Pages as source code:
====

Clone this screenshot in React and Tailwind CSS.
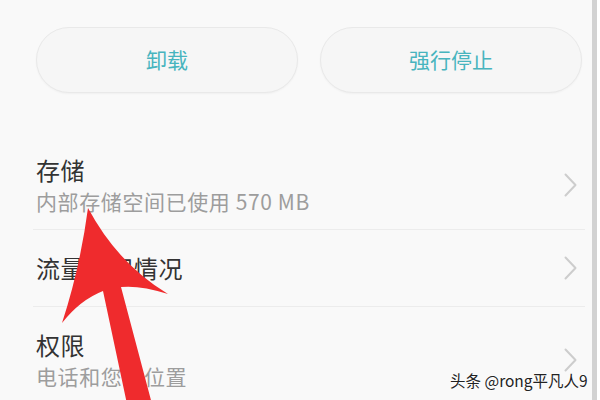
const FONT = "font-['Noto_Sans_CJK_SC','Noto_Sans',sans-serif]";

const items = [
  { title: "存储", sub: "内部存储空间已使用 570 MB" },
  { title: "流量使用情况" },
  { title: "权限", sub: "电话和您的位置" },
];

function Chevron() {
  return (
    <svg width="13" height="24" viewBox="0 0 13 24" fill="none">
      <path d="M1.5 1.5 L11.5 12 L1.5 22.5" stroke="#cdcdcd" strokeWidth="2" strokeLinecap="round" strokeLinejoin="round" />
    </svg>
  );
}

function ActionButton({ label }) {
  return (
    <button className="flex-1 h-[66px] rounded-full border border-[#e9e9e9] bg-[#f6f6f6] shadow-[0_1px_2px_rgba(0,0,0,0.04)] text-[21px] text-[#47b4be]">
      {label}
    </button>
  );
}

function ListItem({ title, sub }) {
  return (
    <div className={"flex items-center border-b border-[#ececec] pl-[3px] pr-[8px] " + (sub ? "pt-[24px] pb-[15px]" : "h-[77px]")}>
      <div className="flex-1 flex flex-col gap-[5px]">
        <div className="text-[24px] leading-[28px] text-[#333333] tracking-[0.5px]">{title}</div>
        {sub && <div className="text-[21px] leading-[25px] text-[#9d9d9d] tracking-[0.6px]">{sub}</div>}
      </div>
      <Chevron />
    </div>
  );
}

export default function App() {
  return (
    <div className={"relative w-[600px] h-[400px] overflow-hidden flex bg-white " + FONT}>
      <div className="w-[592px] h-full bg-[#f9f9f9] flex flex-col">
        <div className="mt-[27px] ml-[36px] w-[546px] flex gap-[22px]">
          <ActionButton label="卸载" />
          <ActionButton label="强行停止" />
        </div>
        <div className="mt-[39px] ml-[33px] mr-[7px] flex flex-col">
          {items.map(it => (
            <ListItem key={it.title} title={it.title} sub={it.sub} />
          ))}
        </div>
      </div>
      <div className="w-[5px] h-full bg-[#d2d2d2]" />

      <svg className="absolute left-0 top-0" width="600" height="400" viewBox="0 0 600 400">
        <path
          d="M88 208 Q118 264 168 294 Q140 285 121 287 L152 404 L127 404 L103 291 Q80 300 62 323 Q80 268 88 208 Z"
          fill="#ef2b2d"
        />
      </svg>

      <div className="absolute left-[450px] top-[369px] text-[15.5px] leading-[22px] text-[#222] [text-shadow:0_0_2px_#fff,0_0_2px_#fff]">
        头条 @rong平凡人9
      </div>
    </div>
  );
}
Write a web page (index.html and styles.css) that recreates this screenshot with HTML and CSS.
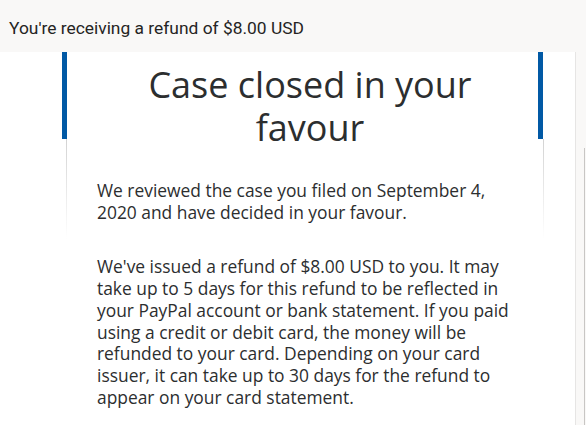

====

§ Exercise task: Look through the lines above and collect those with the word "this".

§ The result:
Clone this screenshot in React and Tailwind CSS.
Write a web page (index.html and styles.css) that recreates this screenshot with HTML and CSS.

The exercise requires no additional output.